### OBJECTIVE
Copy each line below exactly and leave the pictures out.

### DATA BLOCK
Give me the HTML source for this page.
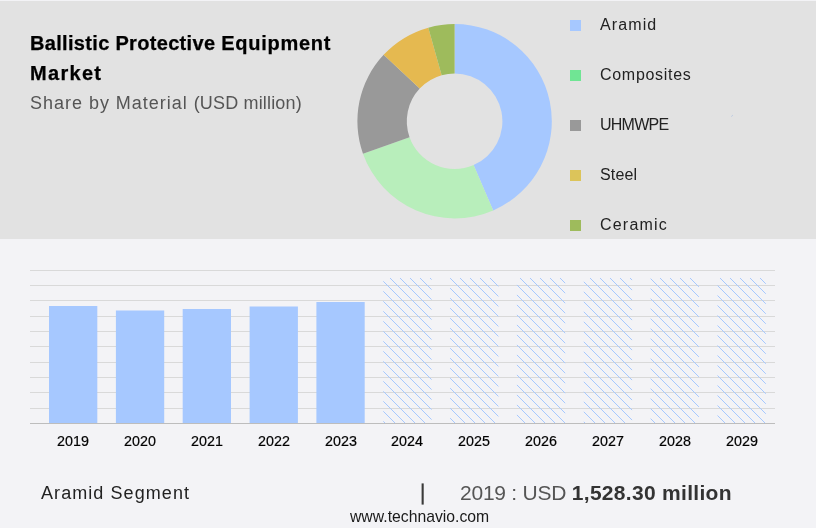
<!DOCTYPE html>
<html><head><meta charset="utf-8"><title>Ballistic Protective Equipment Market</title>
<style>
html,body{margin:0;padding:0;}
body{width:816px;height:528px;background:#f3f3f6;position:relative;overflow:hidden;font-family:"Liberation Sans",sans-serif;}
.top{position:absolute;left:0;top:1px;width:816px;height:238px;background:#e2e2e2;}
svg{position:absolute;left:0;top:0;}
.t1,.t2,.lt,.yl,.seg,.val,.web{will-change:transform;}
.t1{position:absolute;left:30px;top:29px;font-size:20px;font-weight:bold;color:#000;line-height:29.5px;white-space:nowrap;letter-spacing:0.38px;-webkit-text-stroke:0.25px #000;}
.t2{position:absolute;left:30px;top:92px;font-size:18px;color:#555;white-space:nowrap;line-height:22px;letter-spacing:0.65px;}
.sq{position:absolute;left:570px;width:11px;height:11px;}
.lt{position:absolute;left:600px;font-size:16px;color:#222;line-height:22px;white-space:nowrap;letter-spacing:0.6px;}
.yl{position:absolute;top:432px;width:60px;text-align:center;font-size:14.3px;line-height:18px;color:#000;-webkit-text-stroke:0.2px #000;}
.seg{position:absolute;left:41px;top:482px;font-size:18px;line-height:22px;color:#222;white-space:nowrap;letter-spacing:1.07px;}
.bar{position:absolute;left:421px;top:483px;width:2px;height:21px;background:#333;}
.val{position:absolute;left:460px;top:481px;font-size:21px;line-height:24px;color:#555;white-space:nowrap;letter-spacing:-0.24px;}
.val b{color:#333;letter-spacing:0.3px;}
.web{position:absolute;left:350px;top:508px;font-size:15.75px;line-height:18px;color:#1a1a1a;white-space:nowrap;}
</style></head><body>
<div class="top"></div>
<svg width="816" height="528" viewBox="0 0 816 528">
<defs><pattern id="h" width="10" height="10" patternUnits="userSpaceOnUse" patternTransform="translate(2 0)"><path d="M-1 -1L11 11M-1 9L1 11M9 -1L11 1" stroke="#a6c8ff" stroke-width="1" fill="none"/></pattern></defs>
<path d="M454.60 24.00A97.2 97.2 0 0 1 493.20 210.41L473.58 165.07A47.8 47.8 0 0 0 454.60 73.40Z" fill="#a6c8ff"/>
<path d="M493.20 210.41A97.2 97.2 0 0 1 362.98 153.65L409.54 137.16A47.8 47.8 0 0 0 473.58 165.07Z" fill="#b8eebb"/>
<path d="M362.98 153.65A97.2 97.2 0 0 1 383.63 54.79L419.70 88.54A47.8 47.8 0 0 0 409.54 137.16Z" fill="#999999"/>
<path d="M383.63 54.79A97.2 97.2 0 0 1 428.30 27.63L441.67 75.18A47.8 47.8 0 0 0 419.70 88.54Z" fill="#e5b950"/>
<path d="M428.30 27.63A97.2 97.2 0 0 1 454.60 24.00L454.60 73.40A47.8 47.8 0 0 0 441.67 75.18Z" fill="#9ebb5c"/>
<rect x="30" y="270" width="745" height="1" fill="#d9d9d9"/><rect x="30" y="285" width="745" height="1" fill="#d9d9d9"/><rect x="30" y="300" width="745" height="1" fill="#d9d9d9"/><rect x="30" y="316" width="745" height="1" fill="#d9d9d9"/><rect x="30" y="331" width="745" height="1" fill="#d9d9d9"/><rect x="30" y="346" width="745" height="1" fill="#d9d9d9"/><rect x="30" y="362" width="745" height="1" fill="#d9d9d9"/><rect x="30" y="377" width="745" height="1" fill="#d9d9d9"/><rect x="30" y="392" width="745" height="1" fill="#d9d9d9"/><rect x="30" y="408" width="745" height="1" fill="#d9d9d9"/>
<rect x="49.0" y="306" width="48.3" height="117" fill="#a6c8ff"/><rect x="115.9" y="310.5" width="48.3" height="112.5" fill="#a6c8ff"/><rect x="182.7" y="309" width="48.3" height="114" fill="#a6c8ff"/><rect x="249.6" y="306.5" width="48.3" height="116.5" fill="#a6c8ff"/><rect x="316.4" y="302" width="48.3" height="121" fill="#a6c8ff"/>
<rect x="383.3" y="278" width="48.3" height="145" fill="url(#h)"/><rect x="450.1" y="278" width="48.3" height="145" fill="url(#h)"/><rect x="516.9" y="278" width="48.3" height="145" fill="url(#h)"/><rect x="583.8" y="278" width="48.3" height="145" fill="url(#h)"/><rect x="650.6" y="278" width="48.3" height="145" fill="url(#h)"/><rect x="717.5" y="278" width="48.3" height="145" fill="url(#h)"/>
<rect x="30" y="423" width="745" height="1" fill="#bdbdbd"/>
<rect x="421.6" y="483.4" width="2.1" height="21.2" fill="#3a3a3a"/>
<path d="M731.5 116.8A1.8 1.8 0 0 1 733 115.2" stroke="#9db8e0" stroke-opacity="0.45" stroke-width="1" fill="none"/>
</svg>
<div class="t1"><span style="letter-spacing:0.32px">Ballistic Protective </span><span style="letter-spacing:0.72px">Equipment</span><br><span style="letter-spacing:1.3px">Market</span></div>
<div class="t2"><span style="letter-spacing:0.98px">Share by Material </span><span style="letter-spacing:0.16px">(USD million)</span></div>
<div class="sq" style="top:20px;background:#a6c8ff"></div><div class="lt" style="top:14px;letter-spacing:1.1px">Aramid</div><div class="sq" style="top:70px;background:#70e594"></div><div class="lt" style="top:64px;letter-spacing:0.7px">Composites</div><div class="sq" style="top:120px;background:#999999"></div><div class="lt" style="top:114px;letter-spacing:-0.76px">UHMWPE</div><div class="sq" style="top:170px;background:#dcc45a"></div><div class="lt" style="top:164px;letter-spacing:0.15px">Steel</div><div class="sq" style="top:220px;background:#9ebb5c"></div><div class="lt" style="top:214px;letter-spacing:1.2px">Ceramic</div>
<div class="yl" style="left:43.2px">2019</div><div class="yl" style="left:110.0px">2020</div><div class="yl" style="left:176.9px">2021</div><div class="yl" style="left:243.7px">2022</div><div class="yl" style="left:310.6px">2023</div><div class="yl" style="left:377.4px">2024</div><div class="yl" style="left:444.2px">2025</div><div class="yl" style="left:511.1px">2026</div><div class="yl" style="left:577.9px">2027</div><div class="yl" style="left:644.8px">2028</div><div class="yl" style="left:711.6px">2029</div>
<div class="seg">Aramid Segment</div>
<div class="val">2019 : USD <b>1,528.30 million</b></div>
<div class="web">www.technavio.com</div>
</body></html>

### WRITTEN RESPONSE
Give me the HTML source for this page.
<!DOCTYPE html>
<html><head><meta charset="utf-8"><title>Ballistic Protective Equipment Market</title>
<style>
html,body{margin:0;padding:0;}
body{width:816px;height:528px;background:#f3f3f6;position:relative;overflow:hidden;font-family:"Liberation Sans",sans-serif;}
.top{position:absolute;left:0;top:1px;width:816px;height:238px;background:#e2e2e2;}
svg{position:absolute;left:0;top:0;}
.t1,.t2,.lt,.yl,.seg,.val,.web{will-change:transform;}
.t1{position:absolute;left:30px;top:29px;font-size:20px;font-weight:bold;color:#000;line-height:29.5px;white-space:nowrap;letter-spacing:0.38px;-webkit-text-stroke:0.25px #000;}
.t2{position:absolute;left:30px;top:92px;font-size:18px;color:#555;white-space:nowrap;line-height:22px;letter-spacing:0.65px;}
.sq{position:absolute;left:570px;width:11px;height:11px;}
.lt{position:absolute;left:600px;font-size:16px;color:#222;line-height:22px;white-space:nowrap;letter-spacing:0.6px;}
.yl{position:absolute;top:432px;width:60px;text-align:center;font-size:14.3px;line-height:18px;color:#000;-webkit-text-stroke:0.2px #000;}
.seg{position:absolute;left:41px;top:482px;font-size:18px;line-height:22px;color:#222;white-space:nowrap;letter-spacing:1.07px;}
.bar{position:absolute;left:421px;top:483px;width:2px;height:21px;background:#333;}
.val{position:absolute;left:460px;top:481px;font-size:21px;line-height:24px;color:#555;white-space:nowrap;letter-spacing:-0.24px;}
.val b{color:#333;letter-spacing:0.3px;}
.web{position:absolute;left:350px;top:508px;font-size:15.75px;line-height:18px;color:#1a1a1a;white-space:nowrap;}
</style></head><body>
<div class="top"></div>
<svg width="816" height="528" viewBox="0 0 816 528">
<defs><pattern id="h" width="10" height="10" patternUnits="userSpaceOnUse" patternTransform="translate(2 0)"><path d="M-1 -1L11 11M-1 9L1 11M9 -1L11 1" stroke="#a6c8ff" stroke-width="1" fill="none"/></pattern></defs>
<path d="M454.60 24.00A97.2 97.2 0 0 1 493.20 210.41L473.58 165.07A47.8 47.8 0 0 0 454.60 73.40Z" fill="#a6c8ff"/>
<path d="M493.20 210.41A97.2 97.2 0 0 1 362.98 153.65L409.54 137.16A47.8 47.8 0 0 0 473.58 165.07Z" fill="#b8eebb"/>
<path d="M362.98 153.65A97.2 97.2 0 0 1 383.63 54.79L419.70 88.54A47.8 47.8 0 0 0 409.54 137.16Z" fill="#999999"/>
<path d="M383.63 54.79A97.2 97.2 0 0 1 428.30 27.63L441.67 75.18A47.8 47.8 0 0 0 419.70 88.54Z" fill="#e5b950"/>
<path d="M428.30 27.63A97.2 97.2 0 0 1 454.60 24.00L454.60 73.40A47.8 47.8 0 0 0 441.67 75.18Z" fill="#9ebb5c"/>
<rect x="30" y="270" width="745" height="1" fill="#d9d9d9"/><rect x="30" y="285" width="745" height="1" fill="#d9d9d9"/><rect x="30" y="300" width="745" height="1" fill="#d9d9d9"/><rect x="30" y="316" width="745" height="1" fill="#d9d9d9"/><rect x="30" y="331" width="745" height="1" fill="#d9d9d9"/><rect x="30" y="346" width="745" height="1" fill="#d9d9d9"/><rect x="30" y="362" width="745" height="1" fill="#d9d9d9"/><rect x="30" y="377" width="745" height="1" fill="#d9d9d9"/><rect x="30" y="392" width="745" height="1" fill="#d9d9d9"/><rect x="30" y="408" width="745" height="1" fill="#d9d9d9"/>
<rect x="49.0" y="306" width="48.3" height="117" fill="#a6c8ff"/><rect x="115.9" y="310.5" width="48.3" height="112.5" fill="#a6c8ff"/><rect x="182.7" y="309" width="48.3" height="114" fill="#a6c8ff"/><rect x="249.6" y="306.5" width="48.3" height="116.5" fill="#a6c8ff"/><rect x="316.4" y="302" width="48.3" height="121" fill="#a6c8ff"/>
<rect x="383.3" y="278" width="48.3" height="145" fill="url(#h)"/><rect x="450.1" y="278" width="48.3" height="145" fill="url(#h)"/><rect x="516.9" y="278" width="48.3" height="145" fill="url(#h)"/><rect x="583.8" y="278" width="48.3" height="145" fill="url(#h)"/><rect x="650.6" y="278" width="48.3" height="145" fill="url(#h)"/><rect x="717.5" y="278" width="48.3" height="145" fill="url(#h)"/>
<rect x="30" y="423" width="745" height="1" fill="#bdbdbd"/>
<rect x="421.6" y="483.4" width="2.1" height="21.2" fill="#3a3a3a"/>
<path d="M731.5 116.8A1.8 1.8 0 0 1 733 115.2" stroke="#9db8e0" stroke-opacity="0.45" stroke-width="1" fill="none"/>
</svg>
<div class="t1"><span style="letter-spacing:0.32px">Ballistic Protective </span><span style="letter-spacing:0.72px">Equipment</span><br><span style="letter-spacing:1.3px">Market</span></div>
<div class="t2"><span style="letter-spacing:0.98px">Share by Material </span><span style="letter-spacing:0.16px">(USD million)</span></div>
<div class="sq" style="top:20px;background:#a6c8ff"></div><div class="lt" style="top:14px;letter-spacing:1.1px">Aramid</div><div class="sq" style="top:70px;background:#70e594"></div><div class="lt" style="top:64px;letter-spacing:0.7px">Composites</div><div class="sq" style="top:120px;background:#999999"></div><div class="lt" style="top:114px;letter-spacing:-0.76px">UHMWPE</div><div class="sq" style="top:170px;background:#dcc45a"></div><div class="lt" style="top:164px;letter-spacing:0.15px">Steel</div><div class="sq" style="top:220px;background:#9ebb5c"></div><div class="lt" style="top:214px;letter-spacing:1.2px">Ceramic</div>
<div class="yl" style="left:43.2px">2019</div><div class="yl" style="left:110.0px">2020</div><div class="yl" style="left:176.9px">2021</div><div class="yl" style="left:243.7px">2022</div><div class="yl" style="left:310.6px">2023</div><div class="yl" style="left:377.4px">2024</div><div class="yl" style="left:444.2px">2025</div><div class="yl" style="left:511.1px">2026</div><div class="yl" style="left:577.9px">2027</div><div class="yl" style="left:644.8px">2028</div><div class="yl" style="left:711.6px">2029</div>
<div class="seg">Aramid Segment</div>
<div class="val">2019 : USD <b>1,528.30 million</b></div>
<div class="web">www.technavio.com</div>
</body></html>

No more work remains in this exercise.